- What the task asks:
All of the lines below are to be printed again exactly; images are excluded from the output.
** Start **
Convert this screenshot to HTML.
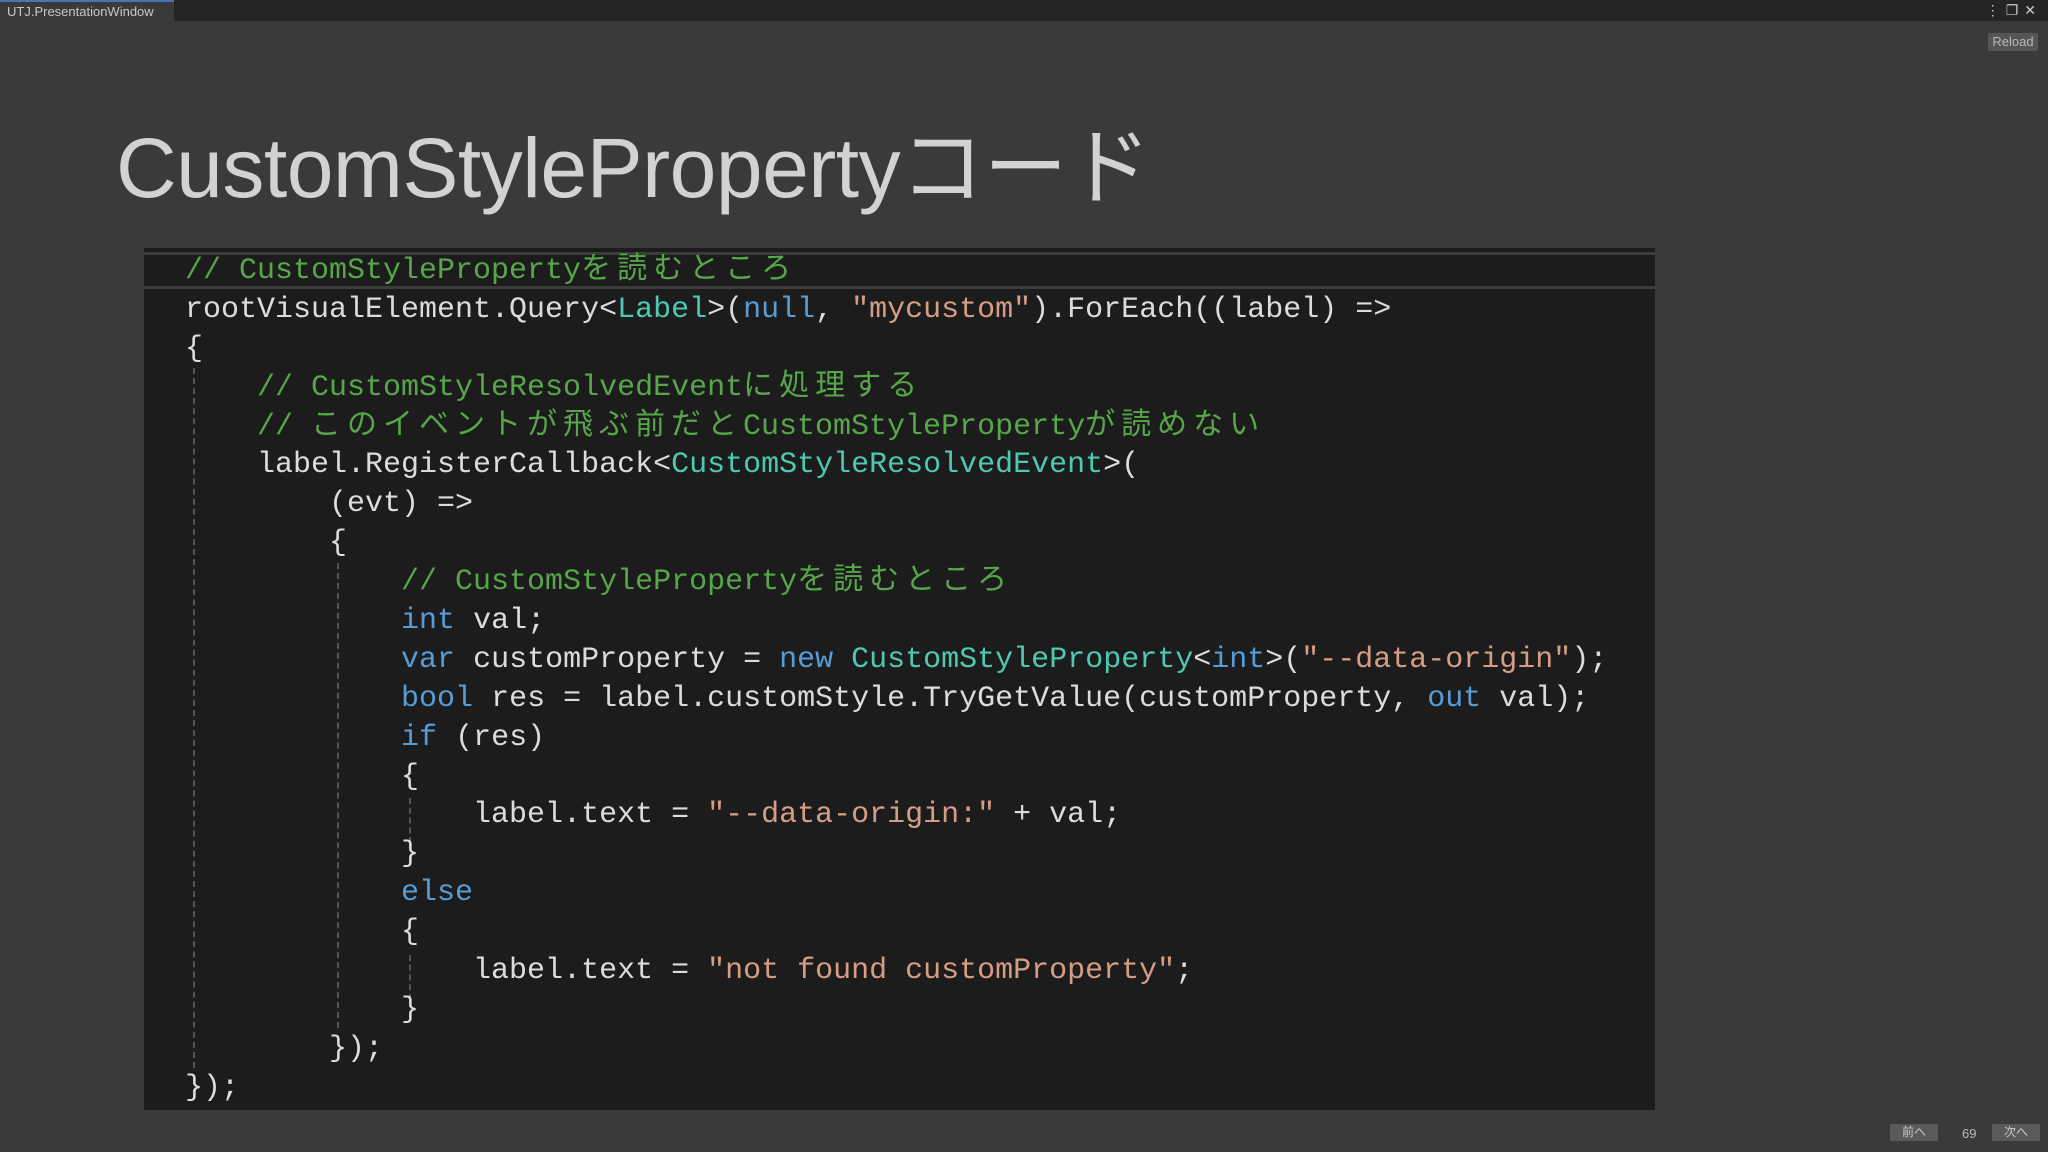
<!DOCTYPE html>
<html><head><meta charset="utf-8"><style>
*{margin:0;padding:0;box-sizing:border-box}
html,body{width:2048px;height:1152px;overflow:hidden}
body{background:#393a3a;position:relative;font-family:"Liberation Sans","Noto Sans CJK JP",sans-serif}
.top{position:absolute;left:0;top:0;width:2048px;height:21px;background:#252525}
.tab{position:absolute;left:0;top:0;width:174px;height:21px;background:#3a3a3a;border-top:2px solid #4a74b0;color:#c8c8c8;font-size:13px;line-height:19px;padding-left:7px}
.icons{position:absolute;right:6px;top:2px;color:#ccc;font-size:14px;letter-spacing:6px}
.reload{position:absolute;left:1988px;top:33px;width:50px;height:18px;background:#555;border-radius:2px;color:#bbb;font-size:13px;line-height:18px;text-align:center}
h1{position:absolute;left:116px;top:118px;font-weight:normal;font-size:84px;color:#d2d2d2;letter-spacing:-0.5px;line-height:100px;white-space:nowrap}
.code{position:absolute;left:144px;top:248px;width:1511px;height:862px;background:#1c1c1c;overflow:hidden}
.hl{position:absolute;left:0;top:4px;width:1511px;height:37px;border-top:3px solid #3c3c3c;border-bottom:3px solid #3c3c3c}
.lines{position:absolute;left:41px;top:4px;font-family:"Liberation Mono","Noto Sans CJK JP",monospace;font-size:30px;color:#dcdcdc}
.lines div{height:38.9px;line-height:38.9px;white-space:pre}
.j{letter-spacing:6px}
.c{color:#57a64a}.k{color:#569cd6}.t{color:#4ec9b0}.s{color:#d69d85}
.g{position:absolute;border-left:2px dashed #555;width:0}
.nav{position:absolute;top:1124px;height:17px;background:#5a5a5a;color:#ccc;font-size:12px;line-height:17px;text-align:center;width:48px}
.pg{position:absolute;left:1962px;top:1126px;color:#bbb;font-size:13px}
</style></head><body>
<div class="top"><div class="tab">UTJ.PresentationWindow</div><div class="icons">⋮❐✕</div></div>
<div class="reload">Reload</div>
<h1>CustomStylePropertyコード</h1>
<div class="code">
<div class="hl"></div>
<div class="g" style="left:49px;top:120px;height:700px"></div>
<div class="g" style="left:193px;top:315px;height:465px"></div>
<div class="g" style="left:265px;top:550px;height:45px"></div>
<div class="g" style="left:265px;top:707px;height:45px"></div>
<div class="lines"><div class="c">// CustomStyleProperty<span class="j">を読むところ</span></div><div>rootVisualElement.Query&lt;<span class="t">Label</span>&gt;(<span class="k">null</span>, <span class="s">"mycustom"</span>).ForEach((label) =&gt;</div><div>{</div><div class="c">    // CustomStyleResolvedEvent<span class="j">に処理する</span></div><div class="c">    // <span class="j">このイベントが飛ぶ前だと</span>CustomStyleProperty<span class="j">が読めない</span></div><div>    label.RegisterCallback&lt;<span class="t">CustomStyleResolvedEvent</span>&gt;(</div><div>        (evt) =&gt;</div><div>        {</div><div class="c">            // CustomStyleProperty<span class="j">を読むところ</span></div><div>            <span class="k">int</span> val;</div><div>            <span class="k">var</span> customProperty = <span class="k">new</span> <span class="t">CustomStyleProperty</span>&lt;<span class="k">int</span>&gt;(<span class="s">"--data-origin"</span>);</div><div>            <span class="k">bool</span> res = label.customStyle.TryGetValue(customProperty, <span class="k">out</span> val);</div><div>            <span class="k">if</span> (res)</div><div>            {</div><div>                label.text = <span class="s">"--data-origin:"</span> + val;</div><div>            }</div><div>            <span class="k">else</span></div><div>            {</div><div>                label.text = <span class="s">"not found customProperty"</span>;</div><div>            }</div><div>        });</div><div>});</div></div>
</div>
<div class="nav" style="left:1890px">前へ</div>
<div class="pg">69</div>
<div class="nav" style="left:1992px">次へ</div>
</body></html>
** End **
- Exercise response:
Convert this screenshot to HTML.
<!DOCTYPE html>
<html><head><meta charset="utf-8"><style>
*{margin:0;padding:0;box-sizing:border-box}
html,body{width:2048px;height:1152px;overflow:hidden}
body{background:#393a3a;position:relative;font-family:"Liberation Sans","Noto Sans CJK JP",sans-serif}
.top{position:absolute;left:0;top:0;width:2048px;height:21px;background:#252525}
.tab{position:absolute;left:0;top:0;width:174px;height:21px;background:#3a3a3a;border-top:2px solid #4a74b0;color:#c8c8c8;font-size:13px;line-height:19px;padding-left:7px}
.icons{position:absolute;right:6px;top:2px;color:#ccc;font-size:14px;letter-spacing:6px}
.reload{position:absolute;left:1988px;top:33px;width:50px;height:18px;background:#555;border-radius:2px;color:#bbb;font-size:13px;line-height:18px;text-align:center}
h1{position:absolute;left:116px;top:118px;font-weight:normal;font-size:84px;color:#d2d2d2;letter-spacing:-0.5px;line-height:100px;white-space:nowrap}
.code{position:absolute;left:144px;top:248px;width:1511px;height:862px;background:#1c1c1c;overflow:hidden}
.hl{position:absolute;left:0;top:4px;width:1511px;height:37px;border-top:3px solid #3c3c3c;border-bottom:3px solid #3c3c3c}
.lines{position:absolute;left:41px;top:4px;font-family:"Liberation Mono","Noto Sans CJK JP",monospace;font-size:30px;color:#dcdcdc}
.lines div{height:38.9px;line-height:38.9px;white-space:pre}
.j{letter-spacing:6px}
.c{color:#57a64a}.k{color:#569cd6}.t{color:#4ec9b0}.s{color:#d69d85}
.g{position:absolute;border-left:2px dashed #555;width:0}
.nav{position:absolute;top:1124px;height:17px;background:#5a5a5a;color:#ccc;font-size:12px;line-height:17px;text-align:center;width:48px}
.pg{position:absolute;left:1962px;top:1126px;color:#bbb;font-size:13px}
</style></head><body>
<div class="top"><div class="tab">UTJ.PresentationWindow</div><div class="icons">⋮❐✕</div></div>
<div class="reload">Reload</div>
<h1>CustomStylePropertyコード</h1>
<div class="code">
<div class="hl"></div>
<div class="g" style="left:49px;top:120px;height:700px"></div>
<div class="g" style="left:193px;top:315px;height:465px"></div>
<div class="g" style="left:265px;top:550px;height:45px"></div>
<div class="g" style="left:265px;top:707px;height:45px"></div>
<div class="lines"><div class="c">// CustomStyleProperty<span class="j">を読むところ</span></div><div>rootVisualElement.Query&lt;<span class="t">Label</span>&gt;(<span class="k">null</span>, <span class="s">"mycustom"</span>).ForEach((label) =&gt;</div><div>{</div><div class="c">    // CustomStyleResolvedEvent<span class="j">に処理する</span></div><div class="c">    // <span class="j">このイベントが飛ぶ前だと</span>CustomStyleProperty<span class="j">が読めない</span></div><div>    label.RegisterCallback&lt;<span class="t">CustomStyleResolvedEvent</span>&gt;(</div><div>        (evt) =&gt;</div><div>        {</div><div class="c">            // CustomStyleProperty<span class="j">を読むところ</span></div><div>            <span class="k">int</span> val;</div><div>            <span class="k">var</span> customProperty = <span class="k">new</span> <span class="t">CustomStyleProperty</span>&lt;<span class="k">int</span>&gt;(<span class="s">"--data-origin"</span>);</div><div>            <span class="k">bool</span> res = label.customStyle.TryGetValue(customProperty, <span class="k">out</span> val);</div><div>            <span class="k">if</span> (res)</div><div>            {</div><div>                label.text = <span class="s">"--data-origin:"</span> + val;</div><div>            }</div><div>            <span class="k">else</span></div><div>            {</div><div>                label.text = <span class="s">"not found customProperty"</span>;</div><div>            }</div><div>        });</div><div>});</div></div>
</div>
<div class="nav" style="left:1890px">前へ</div>
<div class="pg">69</div>
<div class="nav" style="left:1992px">次へ</div>
</body></html>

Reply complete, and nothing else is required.